Panzer Grenadier: Tank Battle at Raseiniai is a Campaign Study, one of our small booklets featuring a couple of chapters of additional scenarios for (usually) one of our games. Since we’ve adopted the story-arc format for Panzer Grenadier games, with the scenarios telling the story chapter by chapter (and with each chapter having a battle game to link all of the scenarios in the chapter together), the Campaign Study format fits right in.

Tank Battle at Raseiniai adds two new chapters to Fire in the Steppe; you’ll also need our 1940: The Fall of France game (for some additional Pz35t pieces). The topic is, somewhat surprisingly, the June 1941 tank battles around Raseiniai, Lithuania. Fire in the Steppe’s scenarios take place much farther to the south, in western Ukraine, but the maps and pieces work fine in Lithuania, too (and already have, in Lithuania’s Iron Wolves and Legend of the Iron Wolf).
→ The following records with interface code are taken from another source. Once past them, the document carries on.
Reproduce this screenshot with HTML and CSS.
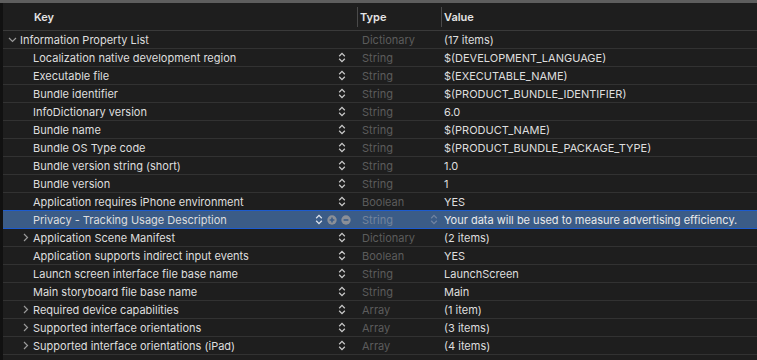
FILE: index.html
```html
<!DOCTYPE html>
<html>
<head>
<meta charset="utf-8">
<link rel="stylesheet" href="styles.css">
</head>
<body>
<div class="window">
  <div class="topstrip"></div>
  <div class="table">
    <div class="head">
      <div class="hkey">Key</div>
      <div class="htype">Type</div>
      <div class="hval">Value</div>
    </div>

    <div class="row">
      <div class="key root"><svg class="chev" width="9" height="6" viewBox="0 0 9 6"><path d="M1 1 L4.5 4.5 L8 1"/></svg><span>Information Property List</span></div>
      <div class="type">Dictionary</div>
      <div class="val">(17 items)</div>
    </div>

    <div class="row">
      <div class="key"><span class="lbl">Localization native development region</span><svg class="step" width="8" height="11" viewBox="0 0 8 11"><path d="M1.2 4.2 L4 1.4 L6.8 4.2 M1.2 6.8 L4 9.6 L6.8 6.8"/></svg></div>
      <div class="type">String</div>
      <div class="val">$(DEVELOPMENT_LANGUAGE)</div>
    </div>
    <div class="row">
      <div class="key"><span class="lbl">Executable file</span><svg class="step" width="8" height="11" viewBox="0 0 8 11"><path d="M1.2 4.2 L4 1.4 L6.8 4.2 M1.2 6.8 L4 9.6 L6.8 6.8"/></svg></div>
      <div class="type">String</div>
      <div class="val">$(EXECUTABLE_NAME)</div>
    </div>
    <div class="row">
      <div class="key"><span class="lbl">Bundle identifier</span><svg class="step" width="8" height="11" viewBox="0 0 8 11"><path d="M1.2 4.2 L4 1.4 L6.8 4.2 M1.2 6.8 L4 9.6 L6.8 6.8"/></svg></div>
      <div class="type">String</div>
      <div class="val">$(PRODUCT_BUNDLE_IDENTIFIER)</div>
    </div>
    <div class="row">
      <div class="key"><span class="lbl">InfoDictionary version</span><svg class="step" width="8" height="11" viewBox="0 0 8 11"><path d="M1.2 4.2 L4 1.4 L6.8 4.2 M1.2 6.8 L4 9.6 L6.8 6.8"/></svg></div>
      <div class="type">String</div>
      <div class="val">6.0</div>
    </div>
    <div class="row">
      <div class="key"><span class="lbl">Bundle name</span><svg class="step" width="8" height="11" viewBox="0 0 8 11"><path d="M1.2 4.2 L4 1.4 L6.8 4.2 M1.2 6.8 L4 9.6 L6.8 6.8"/></svg></div>
      <div class="type">String</div>
      <div class="val">$(PRODUCT_NAME)</div>
    </div>
    <div class="row">
      <div class="key"><span class="lbl">Bundle OS Type code</span><svg class="step" width="8" height="11" viewBox="0 0 8 11"><path d="M1.2 4.2 L4 1.4 L6.8 4.2 M1.2 6.8 L4 9.6 L6.8 6.8"/></svg></div>
      <div class="type">String</div>
      <div class="val">$(PRODUCT_BUNDLE_PACKAGE_TYPE)</div>
    </div>
    <div class="row">
      <div class="key"><span class="lbl">Bundle version string (short)</span><svg class="step" width="8" height="11" viewBox="0 0 8 11"><path d="M1.2 4.2 L4 1.4 L6.8 4.2 M1.2 6.8 L4 9.6 L6.8 6.8"/></svg></div>
      <div class="type">String</div>
      <div class="val">1.0</div>
    </div>
    <div class="row">
      <div class="key"><span class="lbl">Bundle version</span><svg class="step" width="8" height="11" viewBox="0 0 8 11"><path d="M1.2 4.2 L4 1.4 L6.8 4.2 M1.2 6.8 L4 9.6 L6.8 6.8"/></svg></div>
      <div class="type">String</div>
      <div class="val">1</div>
    </div>
    <div class="row">
      <div class="key"><span class="lbl">Application requires iPhone environment</span><svg class="step" width="8" height="11" viewBox="0 0 8 11"><path d="M1.2 4.2 L4 1.4 L6.8 4.2 M1.2 6.8 L4 9.6 L6.8 6.8"/></svg></div>
      <div class="type">Boolean</div>
      <div class="val">YES</div>
    </div>
    <div class="row selected">
      <div class="key"><span class="lbl">Privacy - Tracking Usage Description</span>
        <svg class="step" width="8" height="11" viewBox="0 0 8 11"><path d="M1.2 4.2 L4 1.4 L6.8 4.2 M1.2 6.8 L4 9.6 L6.8 6.8"/></svg>
        <svg class="circ" width="10" height="10" viewBox="0 0 10 10"><circle cx="5" cy="5" r="4.7"/><path d="M5 2.6 V7.4 M2.6 5 H7.4"/></svg>
        <svg class="circ last" width="10" height="10" viewBox="0 0 10 10"><circle cx="5" cy="5" r="4.7"/><path d="M2.6 5 H7.4"/></svg>
      </div>
      <div class="type"><span>String</span><svg class="step faint" width="8" height="11" viewBox="0 0 8 11"><path d="M1.2 4.2 L4 1.4 L6.8 4.2 M1.2 6.8 L4 9.6 L6.8 6.8"/></svg></div>
      <div class="val">Your data will be used to measure advertising efficiency.</div>
    </div>
    <div class="row">
      <div class="key"><svg class="rchev" width="6" height="9" viewBox="0 0 6 9"><path d="M1 1 L4.5 4.5 L1 8"/></svg><span class="lbl">Application Scene Manifest</span><svg class="step" width="8" height="11" viewBox="0 0 8 11"><path d="M1.2 4.2 L4 1.4 L6.8 4.2 M1.2 6.8 L4 9.6 L6.8 6.8"/></svg></div>
      <div class="type">Dictionary</div>
      <div class="val">(2 items)</div>
    </div>
    <div class="row">
      <div class="key"><span class="lbl">Application supports indirect input events</span><svg class="step" width="8" height="11" viewBox="0 0 8 11"><path d="M1.2 4.2 L4 1.4 L6.8 4.2 M1.2 6.8 L4 9.6 L6.8 6.8"/></svg></div>
      <div class="type">Boolean</div>
      <div class="val">YES</div>
    </div>
    <div class="row">
      <div class="key"><span class="lbl">Launch screen interface file base name</span><svg class="step" width="8" height="11" viewBox="0 0 8 11"><path d="M1.2 4.2 L4 1.4 L6.8 4.2 M1.2 6.8 L4 9.6 L6.8 6.8"/></svg></div>
      <div class="type">String</div>
      <div class="val">LaunchScreen</div>
    </div>
    <div class="row">
      <div class="key"><span class="lbl">Main storyboard file base name</span><svg class="step" width="8" height="11" viewBox="0 0 8 11"><path d="M1.2 4.2 L4 1.4 L6.8 4.2 M1.2 6.8 L4 9.6 L6.8 6.8"/></svg></div>
      <div class="type">String</div>
      <div class="val">Main</div>
    </div>
    <div class="row">
      <div class="key"><svg class="rchev" width="6" height="9" viewBox="0 0 6 9"><path d="M1 1 L4.5 4.5 L1 8"/></svg><span class="lbl">Required device capabilities</span><svg class="step" width="8" height="11" viewBox="0 0 8 11"><path d="M1.2 4.2 L4 1.4 L6.8 4.2 M1.2 6.8 L4 9.6 L6.8 6.8"/></svg></div>
      <div class="type">Array</div>
      <div class="val">(1 item)</div>
    </div>
    <div class="row">
      <div class="key"><svg class="rchev" width="6" height="9" viewBox="0 0 6 9"><path d="M1 1 L4.5 4.5 L1 8"/></svg><span class="lbl">Supported interface orientations</span><svg class="step" width="8" height="11" viewBox="0 0 8 11"><path d="M1.2 4.2 L4 1.4 L6.8 4.2 M1.2 6.8 L4 9.6 L6.8 6.8"/></svg></div>
      <div class="type">Array</div>
      <div class="val">(3 items)</div>
    </div>
    <div class="row">
      <div class="key"><svg class="rchev" width="6" height="9" viewBox="0 0 6 9"><path d="M1 1 L4.5 4.5 L1 8"/></svg><span class="lbl">Supported interface orientations (iPad)</span><svg class="step" width="8" height="11" viewBox="0 0 8 11"><path d="M1.2 4.2 L4 1.4 L6.8 4.2 M1.2 6.8 L4 9.6 L6.8 6.8"/></svg></div>
      <div class="type">Array</div>
      <div class="val">(4 items)</div>
    </div>
  </div>
</div>
</body>
</html>
```

FILE: styles.css
```css
* { box-sizing: border-box; }
html, body {
  margin: 0;
  padding: 0;
  background: #1e1e1e;
}
body {
  font-family: Inter, "Liberation Sans", Arial, sans-serif;
  font-size: 11px;
  color: #dedede;
  width: 757px;
  height: 360px;
  overflow: hidden;
}
.window {
  height: 360px;
  display: flex;
  flex-direction: column;
}
.topstrip {
  height: 3px;
  background: #5e5e5e;
  flex: none;
}
.table {
  flex: 1;
  border-left: 3px solid #111;
}
.head {
  height: 28px;
  display: grid;
  grid-template-columns: 354px 84px 1fr;
  border-bottom: 1px solid #3a3a3a;
  font-weight: 600;
  color: #e4e4e4;
  align-items: center;
}
.hkey { padding-left: 31px; }
.htype, .hval {
  border-left: 1px solid #4a4a4a;
  padding-left: 2px;
  height: 20px;
  line-height: 20px;
}
.row {
  height: 18px;
  display: grid;
  grid-template-columns: 354px 84px 1fr;
  border-bottom: 1px solid #323232;
  align-items: center;
}
.key {
  display: flex;
  align-items: center;
  height: 17px;
  padding-left: 30px;
  padding-right: 11px;
}
.key.root { padding-left: 5px; }
.chev {
  fill: none;
  stroke: #9a9a9a;
  stroke-width: 1.2;
  margin-right: 3px;
}
.rchev {
  fill: none;
  stroke: #9a9a9a;
  stroke-width: 1.2;
  margin-left: -10px;
  margin-right: 4px;
}
.lbl { flex: 1; white-space: nowrap; }
.step {
  fill: none;
  stroke: #c8c8c8;
  stroke-width: 1.3;
  flex: none;
}
.type {
  color: #5c5c5c;
  padding-left: 5px;
  display: flex;
  align-items: center;
  height: 17px;
}
.type span { flex: 1; }
.val {
  padding-left: 3px;
  white-space: nowrap;
  color: #dedede;
}
.selected {
  background: #3b5c87;
  border-top: 1px solid #1c5bd0;
  border-bottom: 1px solid #1c5bd0;
  margin-top: -1px;
  height: 19px;
}
.selected .key { padding-right: 6px; }
.selected .type { color: #73849c; padding-right: 3px; }
.selected .val { color: #eaeaea; }
.selected .step { stroke: #dde3ec; margin-right: 4px; }
.selected .step.faint { stroke: #6f82a0; margin-right: 0; }
.circ { flex: none; margin-right: 4px; }
.circ.last { margin-right: 0; }
.circ circle { fill: #8a8f97; }
.circ path { stroke: #3b5c87; stroke-width: 1.6; fill: none; }
```
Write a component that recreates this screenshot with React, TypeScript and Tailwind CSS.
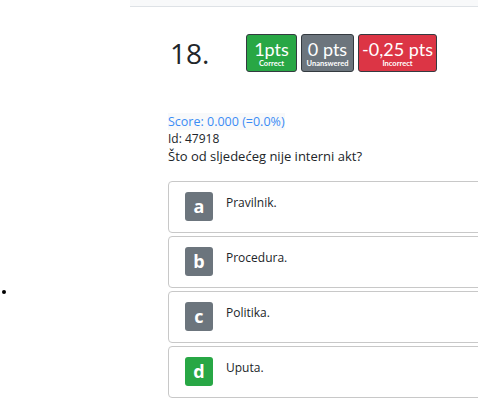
const answers = [
  { letter: "a", text: "Pravilnik.", correct: false },
  { letter: "b", text: "Procedura.", correct: false },
  { letter: "c", text: "Politika.", correct: false },
  { letter: "d", text: "Uputa.", correct: true },
];

function PtsBadge({
  value,
  label,
  className,
}: {
  value: string;
  label: string;
  className: string;
}) {
  return (
    <div
      className={`flex h-[38px] flex-col items-center justify-center whitespace-nowrap rounded-[3px] border border-[#343a40] text-white ${className}`}
      style={{ fontFamily: "Lato, sans-serif" }}
    >
      <span className="text-[18px] leading-[20px]">{value}</span>
      <span className="text-[7.5px] font-bold leading-[9px]">{label}</span>
    </div>
  );
}

export default function App() {
  return (
    <div
      className="relative h-[408px] w-[478px] overflow-hidden bg-white text-[#212529]"
      style={{ fontFamily: '"Open Sans", "Noto Sans", sans-serif' }}
    >
      <div className="ml-[130px] h-[7px] border-b border-[#dee2e6] bg-[#f8f9fa]" />

      <span className="absolute left-[2px] top-[290px] h-[4px] w-[4px] rounded-full bg-black" />

      <div className="ml-[168px] w-[340px] pt-[27px]">
        <div className="flex items-center">
          <div className="w-[78px] pl-[2px] text-[28px] leading-[38px]">18.</div>
          <div className="flex gap-[4px]">
            <PtsBadge value="1pts" label="Correct" className="w-[51px] bg-[#28a745]" />
            <PtsBadge value="0 pts" label="Unanswered" className="w-[53px] bg-[#6c757d]" />
            <PtsBadge value="-0,25 pts" label="Incorrect" className="w-[79px] bg-[#dc3545]" />
          </div>
        </div>

        <div className="mt-[41px] text-[12px] leading-[17px]">
          <div className="inline-block bg-[#f8f9fa] text-[12.5px] text-[#3b8cf5]">Score: 0.000 (=0.0%)</div>
          <div>Id: 47918</div>
          <div className="text-[13px] leading-[18px]">Što od sljedećeg nije interni akt?</div>
        </div>

        <div className="mt-[16px] flex flex-col gap-[3px]">
          {answers.map((a) => (
            <div
              key={a.letter}
              className="flex h-[52px] items-start rounded-[4px] border border-[#c8c8c8] pl-[16px] pt-[10px]"
            >
              <div
                className={`flex h-[29px] w-[28px] items-center justify-center rounded-[3px] text-[18px] font-bold text-white ${
                  a.correct ? "bg-[#28a745]" : "bg-[#6c757d]"
                }`}
              >
                {a.letter}
              </div>
              <div className="ml-[13px] pt-[3px] text-[12px] leading-[16px]">{a.text}</div>
            </div>
          ))}
        </div>
      </div>
    </div>
  );
}
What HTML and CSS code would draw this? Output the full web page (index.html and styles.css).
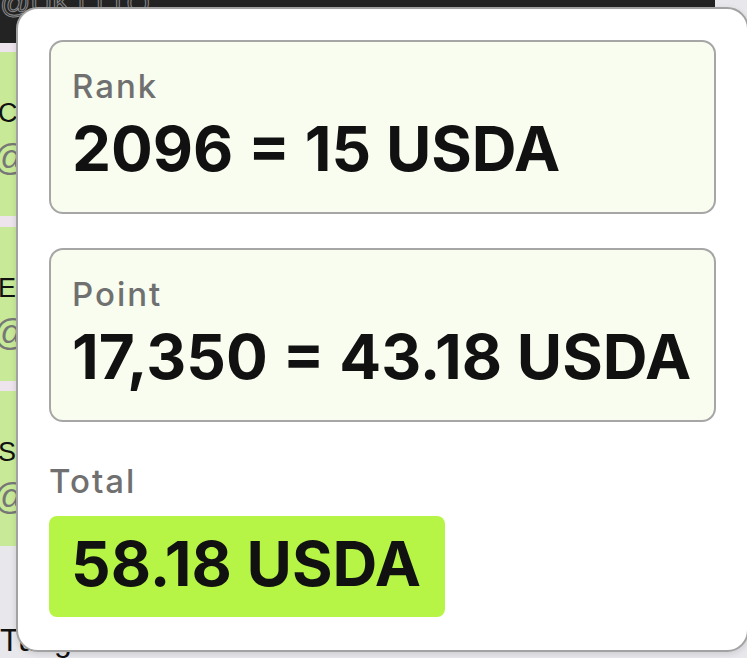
FILE: index.html
```html
<!DOCTYPE html>
<html lang="en">
<head>
    <meta charset="UTF-8">
    <meta name="viewport" content="width=device-width, initial-scale=1.0">
    <title>Reward</title>
    <link rel="stylesheet" href="styles.css">
</head>
<body>
    <div class="page">
        <div class="topbar">
            <span class="handle">@UKTTTO...</span>
        </div>
        <div class="list">
            <div class="item">
                <div class="name">C</div>
                <div class="at">@</div>
            </div>
            <div class="item">
                <div class="name">E</div>
                <div class="at">@</div>
            </div>
            <div class="item">
                <div class="name">S</div>
                <div class="at">@</div>
            </div>
        </div>
        <div class="footer-name">Tung</div>
    </div>

    <div class="popover">
        <div class="card">
            <div class="label">Rank</div>
            <div class="value">2096 = 15 USDA</div>
        </div>
        <div class="card">
            <div class="label">Point</div>
            <div class="value">17,350 = 43.18 USDA</div>
        </div>
        <div class="label total-label">Total</div>
        <div class="total">58.18 USDA</div>
    </div>
</body>
</html>
```

FILE: styles.css
```css
body {
    margin: 0;
    font-family: Inter, "Noto Sans", sans-serif;
    background-color: #e8e8ec;
    overflow: hidden;
}
.page {
    width: 747px;
    height: 658px;
}
.topbar {
    width: 715px;
    height: 43px;
    background-color: #232323;
    overflow: hidden;
    border-bottom: 9px solid #ede4ee;
}
.handle {
    display: block;
    margin-top: -14px;
    font-family: "Liberation Sans", sans-serif;
    font-size: 30px;
    color: #2a2a2a;
    -webkit-text-stroke: 1px #8a8a8a;
}
.list {
    width: 60px;
}
.item {
    background-color: #c8ea98;
    height: 164px;
    border-bottom: 11px solid #ede4ee;
    font-family: "Liberation Sans", sans-serif;
}
.item:nth-child(2) {
    height: 154px;
    border-bottom-width: 10px;
}
.item:last-child {
    height: 155px;
    border-bottom: none;
}
.name {
    padding-top: 46px;
    margin-left: -2px;
    font-size: 27px;
    color: #111;
}
.at {
    padding-top: 8px;
    font-size: 36px;
    color: #777;
    margin-left: -7px;
}
.footer-name {
    margin-top: 76px;
    font-family: "Liberation Sans", sans-serif;
    font-size: 32px;
    color: #111;
}
.popover {
    position: absolute;
    left: 16px;
    top: 7px;
    width: 667px;
    height: 579px;
    padding: 31px;
    background-color: #fff;
    border: 2px solid #a2a2a2;
    border-radius: 22px;
    box-shadow: 0 2px 6px rgba(0, 0, 0, 0.12);
}
.card {
    box-sizing: border-box;
    height: 174px;
    padding: 25px 21px 0;
    background-color: #f8fdef;
    border: 2px solid #a6a6a6;
    border-radius: 14px;
    margin-bottom: 34px;
}
.card + .card {
    margin-bottom: 0;
}
.label {
    font-size: 33px;
    font-weight: 500;
    line-height: 38px;
    letter-spacing: 2px;
    color: #707070;
}
.value {
    margin-top: 10px;
    font-size: 62px;
    font-weight: 700;
    line-height: 68px;
    color: #111;
    white-space: nowrap;
}
.total-label {
    margin-top: 40px;
}
.total {
    display: inline-block;
    margin-top: 16px;
    padding: 14px 24px 19px 22px;
    background-color: #b6f546;
    border-radius: 8px;
    font-size: 62px;
    font-weight: 700;
    line-height: 68px;
    color: #111;
}
```
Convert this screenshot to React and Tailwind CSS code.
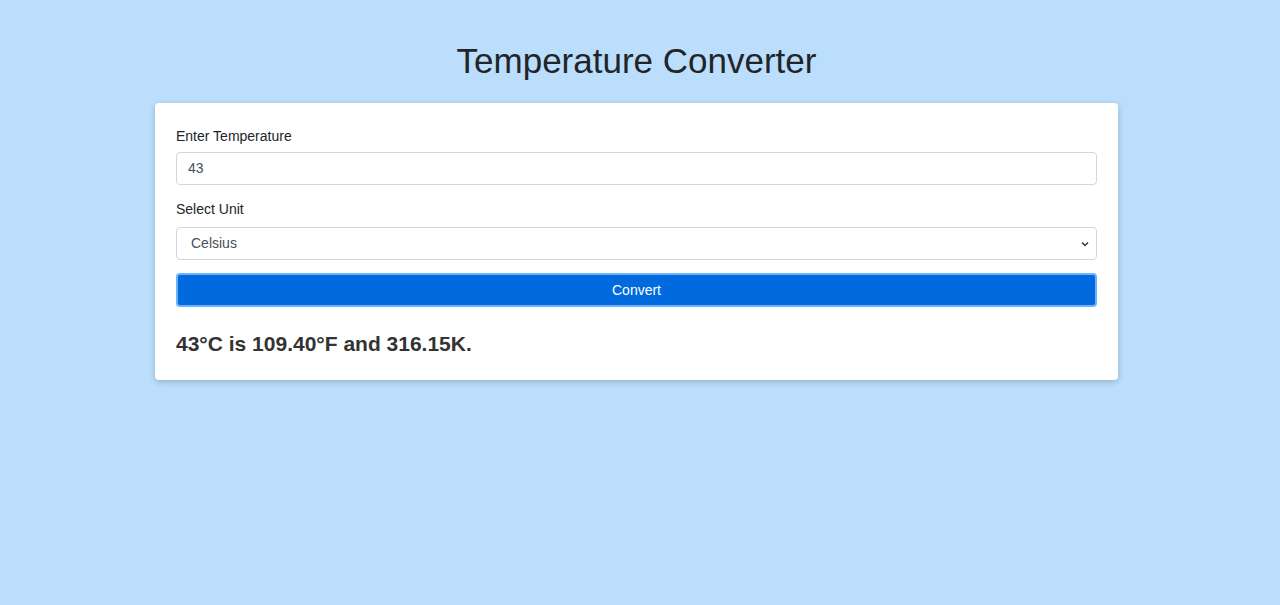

There just aren’t quite enough Pz35t pieces.

Let’s have a look at the first chapter.

Chapter One
Fighting for Raseiniai

Sixth Panzer Division got off to a good start in the first hours of Operation Barbarossa, surging through a sector that should have been covered by a full rifle division but instead contained just that division’s recon battalion. That early success might have made the division’s officers and men somewhat complacent when the Soviets launched their counter-attack two days later.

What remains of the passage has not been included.